**Required task**
Determine the number of lines containing the word "index", and state that figure alone.

========================================================================

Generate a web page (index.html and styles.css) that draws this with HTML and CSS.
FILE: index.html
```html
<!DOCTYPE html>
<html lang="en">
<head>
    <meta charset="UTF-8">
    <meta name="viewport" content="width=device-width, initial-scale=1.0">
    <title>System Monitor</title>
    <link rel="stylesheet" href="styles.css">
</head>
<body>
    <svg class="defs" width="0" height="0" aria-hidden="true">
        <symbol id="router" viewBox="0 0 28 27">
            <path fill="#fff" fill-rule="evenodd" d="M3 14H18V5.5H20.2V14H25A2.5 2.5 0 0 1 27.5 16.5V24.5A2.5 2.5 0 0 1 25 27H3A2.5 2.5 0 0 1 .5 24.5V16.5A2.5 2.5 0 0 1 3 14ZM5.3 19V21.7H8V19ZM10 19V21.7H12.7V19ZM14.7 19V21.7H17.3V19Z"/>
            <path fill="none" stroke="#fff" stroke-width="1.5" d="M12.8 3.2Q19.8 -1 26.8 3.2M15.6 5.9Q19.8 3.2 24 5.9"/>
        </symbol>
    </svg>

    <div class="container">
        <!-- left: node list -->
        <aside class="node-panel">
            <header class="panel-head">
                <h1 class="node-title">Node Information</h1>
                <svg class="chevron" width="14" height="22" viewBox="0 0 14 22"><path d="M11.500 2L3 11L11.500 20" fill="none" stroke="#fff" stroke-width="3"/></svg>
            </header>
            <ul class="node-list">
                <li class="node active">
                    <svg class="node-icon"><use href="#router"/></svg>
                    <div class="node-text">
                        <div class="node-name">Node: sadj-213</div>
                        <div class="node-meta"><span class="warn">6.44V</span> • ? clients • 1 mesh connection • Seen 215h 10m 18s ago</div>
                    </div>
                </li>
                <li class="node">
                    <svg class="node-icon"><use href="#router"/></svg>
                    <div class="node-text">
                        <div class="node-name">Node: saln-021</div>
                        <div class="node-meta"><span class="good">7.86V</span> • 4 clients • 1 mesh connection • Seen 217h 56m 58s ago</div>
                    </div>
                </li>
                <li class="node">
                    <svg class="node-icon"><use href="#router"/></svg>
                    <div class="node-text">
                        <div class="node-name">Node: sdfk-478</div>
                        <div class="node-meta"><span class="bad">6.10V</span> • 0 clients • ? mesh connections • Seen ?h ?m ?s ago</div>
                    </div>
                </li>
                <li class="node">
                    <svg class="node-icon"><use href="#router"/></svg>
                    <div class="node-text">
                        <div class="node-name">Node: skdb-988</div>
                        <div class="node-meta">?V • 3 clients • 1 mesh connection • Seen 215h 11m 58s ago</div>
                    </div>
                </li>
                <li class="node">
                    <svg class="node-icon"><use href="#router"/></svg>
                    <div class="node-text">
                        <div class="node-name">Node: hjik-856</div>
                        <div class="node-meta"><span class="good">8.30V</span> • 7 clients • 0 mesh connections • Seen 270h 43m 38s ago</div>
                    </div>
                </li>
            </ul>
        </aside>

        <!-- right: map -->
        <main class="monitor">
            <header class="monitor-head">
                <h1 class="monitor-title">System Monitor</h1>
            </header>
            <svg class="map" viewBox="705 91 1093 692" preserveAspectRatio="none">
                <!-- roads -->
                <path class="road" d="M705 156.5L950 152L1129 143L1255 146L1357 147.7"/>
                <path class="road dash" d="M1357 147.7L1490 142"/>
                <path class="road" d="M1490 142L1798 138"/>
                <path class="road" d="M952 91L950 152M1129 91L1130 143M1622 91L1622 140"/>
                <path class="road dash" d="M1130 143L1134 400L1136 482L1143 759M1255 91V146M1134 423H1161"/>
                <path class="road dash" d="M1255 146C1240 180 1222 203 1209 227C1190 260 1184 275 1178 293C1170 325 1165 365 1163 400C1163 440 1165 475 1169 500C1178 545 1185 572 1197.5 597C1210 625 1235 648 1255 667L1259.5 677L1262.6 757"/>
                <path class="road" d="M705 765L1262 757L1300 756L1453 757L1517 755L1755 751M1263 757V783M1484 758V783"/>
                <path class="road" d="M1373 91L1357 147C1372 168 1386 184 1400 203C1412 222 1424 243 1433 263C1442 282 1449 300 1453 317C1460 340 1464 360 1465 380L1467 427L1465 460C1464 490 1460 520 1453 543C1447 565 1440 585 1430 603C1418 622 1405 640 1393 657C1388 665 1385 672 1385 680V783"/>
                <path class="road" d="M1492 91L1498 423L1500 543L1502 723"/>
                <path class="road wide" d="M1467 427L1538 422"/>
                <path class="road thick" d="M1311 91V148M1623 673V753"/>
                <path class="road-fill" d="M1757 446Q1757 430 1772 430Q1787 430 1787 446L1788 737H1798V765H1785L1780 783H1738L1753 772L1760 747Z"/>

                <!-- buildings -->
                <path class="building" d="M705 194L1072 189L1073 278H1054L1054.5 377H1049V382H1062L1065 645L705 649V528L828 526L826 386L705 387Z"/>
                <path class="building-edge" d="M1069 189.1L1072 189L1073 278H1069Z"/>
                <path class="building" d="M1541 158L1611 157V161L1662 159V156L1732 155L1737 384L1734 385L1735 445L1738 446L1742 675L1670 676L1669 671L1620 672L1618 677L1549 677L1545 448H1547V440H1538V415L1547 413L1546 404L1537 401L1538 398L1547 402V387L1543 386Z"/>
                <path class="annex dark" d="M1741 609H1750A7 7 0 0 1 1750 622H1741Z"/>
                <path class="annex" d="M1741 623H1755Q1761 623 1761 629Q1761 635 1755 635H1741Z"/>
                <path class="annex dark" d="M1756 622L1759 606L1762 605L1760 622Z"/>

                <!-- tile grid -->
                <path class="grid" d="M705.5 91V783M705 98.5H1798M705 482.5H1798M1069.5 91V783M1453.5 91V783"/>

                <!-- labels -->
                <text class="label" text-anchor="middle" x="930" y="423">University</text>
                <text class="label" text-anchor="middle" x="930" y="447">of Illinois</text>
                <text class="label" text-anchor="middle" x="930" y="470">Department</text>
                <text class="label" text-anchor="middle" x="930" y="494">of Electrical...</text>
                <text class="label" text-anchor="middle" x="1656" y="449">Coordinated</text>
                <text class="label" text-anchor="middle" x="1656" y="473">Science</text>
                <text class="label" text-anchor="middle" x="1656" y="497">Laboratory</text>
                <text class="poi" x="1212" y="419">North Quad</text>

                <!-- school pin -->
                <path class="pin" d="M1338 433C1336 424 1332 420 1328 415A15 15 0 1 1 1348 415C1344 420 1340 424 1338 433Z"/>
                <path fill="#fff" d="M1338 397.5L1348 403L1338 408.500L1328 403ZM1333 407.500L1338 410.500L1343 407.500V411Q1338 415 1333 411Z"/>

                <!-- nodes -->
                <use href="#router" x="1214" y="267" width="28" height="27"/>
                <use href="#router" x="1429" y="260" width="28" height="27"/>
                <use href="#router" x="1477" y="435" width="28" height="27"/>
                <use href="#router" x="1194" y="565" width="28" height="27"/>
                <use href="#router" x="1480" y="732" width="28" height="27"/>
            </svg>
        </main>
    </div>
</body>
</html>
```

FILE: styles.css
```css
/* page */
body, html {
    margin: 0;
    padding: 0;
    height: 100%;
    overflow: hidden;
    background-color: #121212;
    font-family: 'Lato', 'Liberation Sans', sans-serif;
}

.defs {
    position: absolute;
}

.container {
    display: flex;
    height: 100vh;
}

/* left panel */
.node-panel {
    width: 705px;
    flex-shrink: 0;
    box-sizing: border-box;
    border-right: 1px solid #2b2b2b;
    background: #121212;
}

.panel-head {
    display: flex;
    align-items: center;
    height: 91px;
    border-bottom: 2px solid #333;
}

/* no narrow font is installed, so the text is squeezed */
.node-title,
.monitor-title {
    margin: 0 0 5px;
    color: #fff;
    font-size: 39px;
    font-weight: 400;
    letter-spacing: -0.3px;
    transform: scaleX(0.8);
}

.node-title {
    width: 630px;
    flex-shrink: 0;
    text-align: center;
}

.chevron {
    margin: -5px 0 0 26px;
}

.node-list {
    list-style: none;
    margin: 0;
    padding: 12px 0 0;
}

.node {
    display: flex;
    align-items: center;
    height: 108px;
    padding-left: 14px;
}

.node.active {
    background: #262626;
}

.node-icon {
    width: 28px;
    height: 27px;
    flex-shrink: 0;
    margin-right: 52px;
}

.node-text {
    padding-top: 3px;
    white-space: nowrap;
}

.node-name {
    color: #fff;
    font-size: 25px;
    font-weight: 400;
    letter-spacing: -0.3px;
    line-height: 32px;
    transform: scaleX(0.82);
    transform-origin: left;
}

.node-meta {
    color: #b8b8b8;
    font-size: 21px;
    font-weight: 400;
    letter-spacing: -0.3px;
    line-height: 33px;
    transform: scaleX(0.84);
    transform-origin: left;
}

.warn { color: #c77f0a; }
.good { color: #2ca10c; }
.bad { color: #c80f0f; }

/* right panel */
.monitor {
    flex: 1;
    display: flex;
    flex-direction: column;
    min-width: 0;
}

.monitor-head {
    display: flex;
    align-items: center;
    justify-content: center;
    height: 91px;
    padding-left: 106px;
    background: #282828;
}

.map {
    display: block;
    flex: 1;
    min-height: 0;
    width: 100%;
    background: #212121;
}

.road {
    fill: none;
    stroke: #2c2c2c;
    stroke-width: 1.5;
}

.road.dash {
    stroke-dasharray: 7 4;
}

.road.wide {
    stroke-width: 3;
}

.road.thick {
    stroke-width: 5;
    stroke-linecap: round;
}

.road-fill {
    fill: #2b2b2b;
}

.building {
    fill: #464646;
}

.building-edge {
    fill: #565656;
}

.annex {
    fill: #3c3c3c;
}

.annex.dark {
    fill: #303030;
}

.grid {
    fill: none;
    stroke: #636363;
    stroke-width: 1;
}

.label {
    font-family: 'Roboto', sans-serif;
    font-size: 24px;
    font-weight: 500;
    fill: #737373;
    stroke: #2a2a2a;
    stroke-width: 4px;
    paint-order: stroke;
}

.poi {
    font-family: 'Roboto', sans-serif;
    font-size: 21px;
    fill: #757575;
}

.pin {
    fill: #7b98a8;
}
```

========================================================================

**Correct output**
2